RECORDED INFORMATION:
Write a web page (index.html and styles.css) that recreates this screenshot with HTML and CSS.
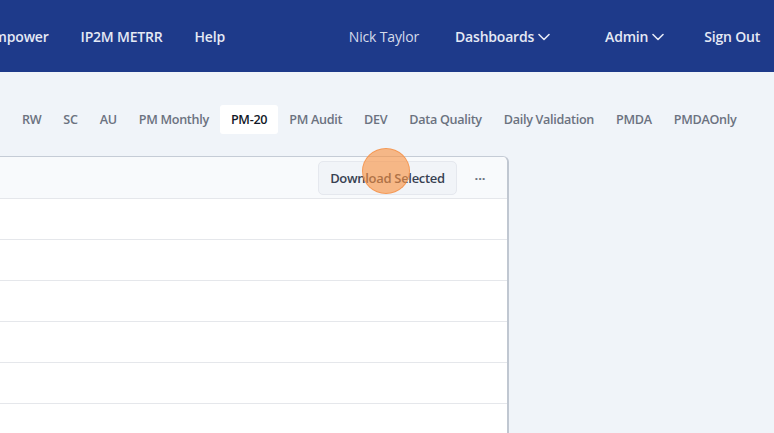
FILE: index.html
```html
<!DOCTYPE html>
<html lang="en">
<head>
<meta charset="utf-8">
<title>PM-20</title>
<link rel="stylesheet" href="styles.css">
</head>
<body>
<header class="topnav">
  <nav class="nav-left">
    <a class="nav-link">Empower</a>
    <a class="nav-link">IP2M METRR</a>
    <a class="nav-link">Help</a>
  </nav>
  <nav class="nav-right">
    <span class="user">Nick Taylor</span>
    <a class="nav-link dd dash">Dashboards
      <svg class="chev" viewBox="0 0 12 8" width="12" height="8"><path d="M1 1.5 L6 6.5 L11 1.5" fill="none" stroke="currentColor" stroke-width="1.6" stroke-linecap="round" stroke-linejoin="round"/></svg>
    </a>
    <a class="nav-link dd admin">Admin
      <svg class="chev" viewBox="0 0 12 8" width="12" height="8"><path d="M1 1.5 L6 6.5 L11 1.5" fill="none" stroke="currentColor" stroke-width="1.6" stroke-linecap="round" stroke-linejoin="round"/></svg>
    </a>
    <a class="nav-link signout">Sign Out</a>
  </nav>
</header>

<main class="content">
  <ul class="tabs">
    <li class="tab">RW</li>
    <li class="tab">SC</li>
    <li class="tab">AU</li>
    <li class="tab">PM Monthly</li>
    <li class="tab active">PM-20</li>
    <li class="tab">PM Audit</li>
    <li class="tab">DEV</li>
    <li class="tab">Data Quality</li>
    <li class="tab">Daily Validation</li>
    <li class="tab">PMDA</li>
    <li class="tab">PMDAOnly</li>
  </ul>

  <section class="card">
    <div class="card-head">
      <button class="btn">Download Selected</button>
      <span class="more">&middot;&middot;&middot;</span>
      <span class="click-marker"></span>
    </div>
    <div class="row"></div>
    <div class="row"></div>
    <div class="row"></div>
    <div class="row"></div>
    <div class="row"></div>
    <div class="row"></div>
  </section>
</main>
</body>
</html>
```

FILE: styles.css
```css
* { box-sizing: border-box; }
html, body {
  margin: 0;
  padding: 0;
  overflow: hidden;
}
body {
  width: 774px;
  height: 433px;
  background: #f0f4f9;
  font-family: "Open Sans", "Noto Sans", sans-serif;
}

.topnav {
  height: 72px;
  background: #1e3a8a;
  display: flex;
  align-items: center;
  justify-content: space-between;
  padding-right: 14px;
}
.nav-left {
  display: flex;
  align-items: center;
  gap: 32px;
  margin-left: -14px;
}
.nav-link {
  color: #e5e9f5;
  font-size: 14px;
  font-weight: 600;
  letter-spacing: -0.2px;
  white-space: nowrap;
}
.nav-right {
  display: flex;
  align-items: center;
}
.user {
  color: #d5dbea;
  font-size: 14px;
  letter-spacing: -0.15px;
  margin-right: 36px;
}
.dd {
  display: flex;
  align-items: center;
  gap: 4px;
}
.chev { display: block; margin-top: 1px; }
.dash { margin-right: 55px; }
.admin { margin-right: 40px; }

.content {
  padding-top: 33px;
}
.tabs {
  list-style: none;
  margin: 0 0 22px 0;
  padding: 0 0 0 11px;
  display: flex;
  align-items: center;
}
.tab {
  padding: 6px 11px;
  height: 29px;
  font-size: 12.6px;
  font-weight: 600;
  letter-spacing: -0.3px;
  color: #6b7280;
  white-space: nowrap;
  border-radius: 3px;
}
.tab.active {
  background: #ffffff;
  color: #111827;
}

.card {
  width: 520px;
  margin-left: -11px;
  background: #ffffff;
  border: 1px solid #c5ccd6;
  border-right: 2px solid #c0c7d1;
  border-radius: 0 6px 0 0;
}
.card-head {
  position: relative;
  height: 42px;
  background: #f8fafc;
  border-bottom: 1px solid #e5e7eb;
  border-radius: 0 6px 0 0;
  display: flex;
  align-items: center;
  justify-content: flex-end;
  padding-right: 20px;
}
.btn {
  height: 34px;
  width: 139px;
  background: #f1f4f8;
  border: 1px solid #e5e8ee;
  border-radius: 5px;
  font-family: inherit;
  font-size: 13px;
  font-weight: 600;
  letter-spacing: -0.3px;
  color: #374151;
  margin-right: 16px;
}
.more {
  color: #6b7280;
  font-size: 13px;
  width: 14px;
  text-align: center;
  font-weight: 700;
}
.click-marker {
  position: absolute;
  left: 372px;
  top: -9px;
  width: 48px;
  height: 46px;
  border-radius: 50%;
  background: rgba(249, 146, 64, 0.62);
  border: 1.5px solid rgba(245, 150, 80, 0.9);
}
.row {
  height: 41px;
  border-bottom: 1px solid #e5e7eb;
}
```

EXERCISE: Return the full material word for word. Do not include the pictures.

OUTPUT BELOW:
Write a web page (index.html and styles.css) that recreates this screenshot with HTML and CSS.
FILE: index.html
```html
<!DOCTYPE html>
<html lang="en">
<head>
<meta charset="utf-8">
<title>PM-20</title>
<link rel="stylesheet" href="styles.css">
</head>
<body>
<header class="topnav">
  <nav class="nav-left">
    <a class="nav-link">Empower</a>
    <a class="nav-link">IP2M METRR</a>
    <a class="nav-link">Help</a>
  </nav>
  <nav class="nav-right">
    <span class="user">Nick Taylor</span>
    <a class="nav-link dd dash">Dashboards
      <svg class="chev" viewBox="0 0 12 8" width="12" height="8"><path d="M1 1.5 L6 6.5 L11 1.5" fill="none" stroke="currentColor" stroke-width="1.6" stroke-linecap="round" stroke-linejoin="round"/></svg>
    </a>
    <a class="nav-link dd admin">Admin
      <svg class="chev" viewBox="0 0 12 8" width="12" height="8"><path d="M1 1.5 L6 6.5 L11 1.5" fill="none" stroke="currentColor" stroke-width="1.6" stroke-linecap="round" stroke-linejoin="round"/></svg>
    </a>
    <a class="nav-link signout">Sign Out</a>
  </nav>
</header>

<main class="content">
  <ul class="tabs">
    <li class="tab">RW</li>
    <li class="tab">SC</li>
    <li class="tab">AU</li>
    <li class="tab">PM Monthly</li>
    <li class="tab active">PM-20</li>
    <li class="tab">PM Audit</li>
    <li class="tab">DEV</li>
    <li class="tab">Data Quality</li>
    <li class="tab">Daily Validation</li>
    <li class="tab">PMDA</li>
    <li class="tab">PMDAOnly</li>
  </ul>

  <section class="card">
    <div class="card-head">
      <button class="btn">Download Selected</button>
      <span class="more">&middot;&middot;&middot;</span>
      <span class="click-marker"></span>
    </div>
    <div class="row"></div>
    <div class="row"></div>
    <div class="row"></div>
    <div class="row"></div>
    <div class="row"></div>
    <div class="row"></div>
  </section>
</main>
</body>
</html>
```

FILE: styles.css
```css
* { box-sizing: border-box; }
html, body {
  margin: 0;
  padding: 0;
  overflow: hidden;
}
body {
  width: 774px;
  height: 433px;
  background: #f0f4f9;
  font-family: "Open Sans", "Noto Sans", sans-serif;
}

.topnav {
  height: 72px;
  background: #1e3a8a;
  display: flex;
  align-items: center;
  justify-content: space-between;
  padding-right: 14px;
}
.nav-left {
  display: flex;
  align-items: center;
  gap: 32px;
  margin-left: -14px;
}
.nav-link {
  color: #e5e9f5;
  font-size: 14px;
  font-weight: 600;
  letter-spacing: -0.2px;
  white-space: nowrap;
}
.nav-right {
  display: flex;
  align-items: center;
}
.user {
  color: #d5dbea;
  font-size: 14px;
  letter-spacing: -0.15px;
  margin-right: 36px;
}
.dd {
  display: flex;
  align-items: center;
  gap: 4px;
}
.chev { display: block; margin-top: 1px; }
.dash { margin-right: 55px; }
.admin { margin-right: 40px; }

.content {
  padding-top: 33px;
}
.tabs {
  list-style: none;
  margin: 0 0 22px 0;
  padding: 0 0 0 11px;
  display: flex;
  align-items: center;
}
.tab {
  padding: 6px 11px;
  height: 29px;
  font-size: 12.6px;
  font-weight: 600;
  letter-spacing: -0.3px;
  color: #6b7280;
  white-space: nowrap;
  border-radius: 3px;
}
.tab.active {
  background: #ffffff;
  color: #111827;
}

.card {
  width: 520px;
  margin-left: -11px;
  background: #ffffff;
  border: 1px solid #c5ccd6;
  border-right: 2px solid #c0c7d1;
  border-radius: 0 6px 0 0;
}
.card-head {
  position: relative;
  height: 42px;
  background: #f8fafc;
  border-bottom: 1px solid #e5e7eb;
  border-radius: 0 6px 0 0;
  display: flex;
  align-items: center;
  justify-content: flex-end;
  padding-right: 20px;
}
.btn {
  height: 34px;
  width: 139px;
  background: #f1f4f8;
  border: 1px solid #e5e8ee;
  border-radius: 5px;
  font-family: inherit;
  font-size: 13px;
  font-weight: 600;
  letter-spacing: -0.3px;
  color: #374151;
  margin-right: 16px;
}
.more {
  color: #6b7280;
  font-size: 13px;
  width: 14px;
  text-align: center;
  font-weight: 700;
}
.click-marker {
  position: absolute;
  left: 372px;
  top: -9px;
  width: 48px;
  height: 46px;
  border-radius: 50%;
  background: rgba(249, 146, 64, 0.62);
  border: 1.5px solid rgba(245, 150, 80, 0.9);
}
.row {
  height: 41px;
  border-bottom: 1px solid #e5e7eb;
}
```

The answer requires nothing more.